A core requirement for the ideal finance company is competitve base rates.

It is absolutely vital that base rates are such that they are not undercut by neighbouring or competitive dealers.

Also important is a generous, but fair commission structure.

A degree of flexibility in the agreement is vital if finance income is to be maximised.

This could include the ability to write below base rate and use a finance subsidy as necessary.

Dealers should be able to make use of document fees for a larger balance or be able to offer a particularly low rate of finance to dispose of an over-age used car or a difficult piece of stock.

It is vital that your finance company can cope with this and provide support.

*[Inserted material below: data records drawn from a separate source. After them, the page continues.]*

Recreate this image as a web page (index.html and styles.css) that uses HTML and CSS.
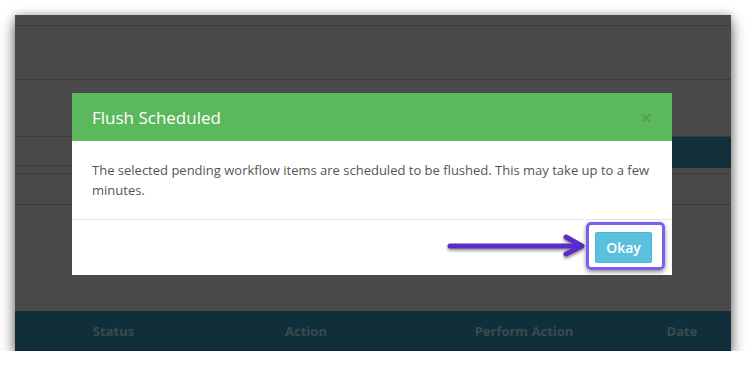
FILE: index.html
```html
<!DOCTYPE html>
<html>
<head>
<meta charset="utf-8">
<link rel="stylesheet" href="styles.css">
</head>
<body>
<div class="frame">
  <div class="row r1"></div>
  <div class="row r2"></div>
  <div class="row r3"></div>
  <div class="r4">
    <div class="r4-left"><div class="r4a"></div><div class="r4b"></div></div>
    <div class="r4-right"><div class="teal-band"></div></div>
  </div>
  <div class="row r5"></div>
  <div class="spacer"></div>
  <div class="table-head">
    <div class="th">Status</div>
    <div class="th">Action</div>
    <div class="th">Perform Action</div>
    <div class="th">Date</div>
    <div class="th"></div>
  </div>

  <div class="modal">
    <div class="modal-header">
      <h4 class="modal-title">Flush Scheduled</h4>
      <span class="close">×</span>
    </div>
    <div class="modal-body">The selected pending workflow items are scheduled to be flushed. This may take up to a few minutes.</div>
    <div class="modal-footer">
      <button class="btn-okay">Okay</button>
    </div>
  </div>

  <svg class="arrow" width="150" height="30" viewBox="0 0 150 30">
    <g fill="none" stroke="#5a2ec6" stroke-width="5" stroke-linecap="round" stroke-linejoin="round">
      <line x1="5" y1="14" x2="136" y2="14"/>
      <polyline points="121,5 137,14 121,22"/>
    </g>
  </svg>
  <div class="highlight"></div>
</div>
</body>
</html>
```

FILE: styles.css
```css
html, body {
  margin: 0;
  padding: 0;
  background: #ffffff;
}
body {
  padding: 15px 0 0 15px;
  font-family: "Open Sans", "Liberation Sans", sans-serif;
}
.frame {
  position: relative;
  width: 716px;
  height: 336px;
  background: #4a4a4a;
  box-shadow: 0 7px 14px rgba(0,0,0,0.55), 0 0 8px rgba(0,0,0,0.25);
  display: flex;
  flex-direction: column;
}
.row {
  border-bottom: 1px solid #3b3b3b;
  flex: none;
}
.r1 { height: 10px; }
.r2 { height: 53px; }
.r3 { height: 56px; }
.r4 {
  height: 37px;
  display: grid;
  grid-template-columns: 570px 1fr;
  flex: none;
}
.r4a { height: 28px; border-bottom: 1px solid #3b3b3b; }
.r4b { height: 7px; border-bottom: 1px solid #3b3b3b; }
.teal-band {
  height: 31px;
  background: #12303a;
  border-bottom: 5px solid #4a4a4a;
  box-shadow: 0 1px 0 #3b3b3b;
}
.r5 { height: 30px; }
.spacer { height: 106px; flex: none; }
.table-head {
  height: 39px;
  background: #112f3a;
  border-bottom: 1px solid #0c2229;
  display: grid;
  grid-template-columns: 197px 188px 248px 68px 1fr;
  align-items: center;
  flex: none;
}
.th {
  text-align: center;
  font-weight: 700;
  font-size: 13px;
  color: #3a4a4f;
}
.modal {
  position: absolute;
  left: 57px;
  top: 78px;
  width: 600px;
  background: #ffffff;
}
.modal-header {
  height: 48px;
  background: #5cb85c;
  display: flex;
  align-items: center;
  justify-content: space-between;
  padding: 0 20px;
}
.modal-title {
  margin: 0;
  font-size: 17px;
  font-weight: 400;
  color: #ffffff;
}
.close {
  font-size: 20px;
  font-weight: 700;
  color: rgba(0,0,0,0.15);
  line-height: 1;
  margin-right: 0;
  margin-top: 2px;
}
.modal-body {
  padding: 20px 20px 19px;
  font-size: 13px;
  line-height: 19.5px;
  color: #555555;
  border-bottom: 1px solid #e5e5e5;
}
.modal-footer {
  height: 55px;
  display: flex;
  justify-content: flex-end;
  align-items: flex-start;
  padding: 12px 20px 0;
  box-sizing: border-box;
}
.btn-okay {
  width: 57px;
  height: 31px;
  background: #5bc0de;
  border: 1px solid #46b8da;
  border-radius: 2px;
  color: #ffffff;
  font-family: "Open Sans", "Liberation Sans", sans-serif;
  font-size: 14px;
  font-weight: 600;
  padding: 0;
}
.arrow {
  position: absolute;
  left: 430px;
  top: 217px;
  filter: drop-shadow(0 2px 1.5px rgba(0,0,0,0.45));
}
.highlight {
  position: absolute;
  left: 571px;
  top: 207px;
  width: 79px;
  height: 48px;
  box-sizing: border-box;
  border: 3px solid #7d5cf2;
  border-radius: 5px;
  box-shadow: 0 2px 4px rgba(0,0,0,0.45);
}
```
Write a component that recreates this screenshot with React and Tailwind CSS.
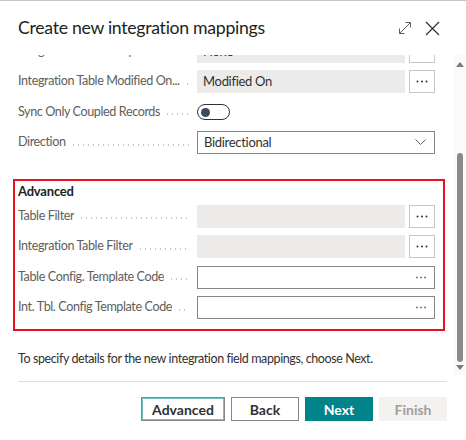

One of the most critical factors in winning, however, is a speedy response and satisfactory level of acceptances.

A two-hour turnaround for proposals should be achievable.

The rejection rate will vary according to the location and the type of customer and often the level of their deposit in relation to the value of the car.

But you would be wanting to meet with your finance company to discuss as a problem any rejection rate in excess of 15%.

Another source of dealer frustration is a vehicle debtors list littered with finance company balances.

In most cases it is down to dealer and document error. However, in a small proportion it can transpire that general incompetence and tardiness at the finance company results in an unacceptable delay in getting paid.

There is a vast amount of detail to agree in any finance company package.

But it is necessary to consider every aspect.

The package, should be detailed down to the individual headings and agreements sought at every stage to ensure all the points are covered and agreed, carefully and with clarity.

It is also imperative the package is reviewed regularly.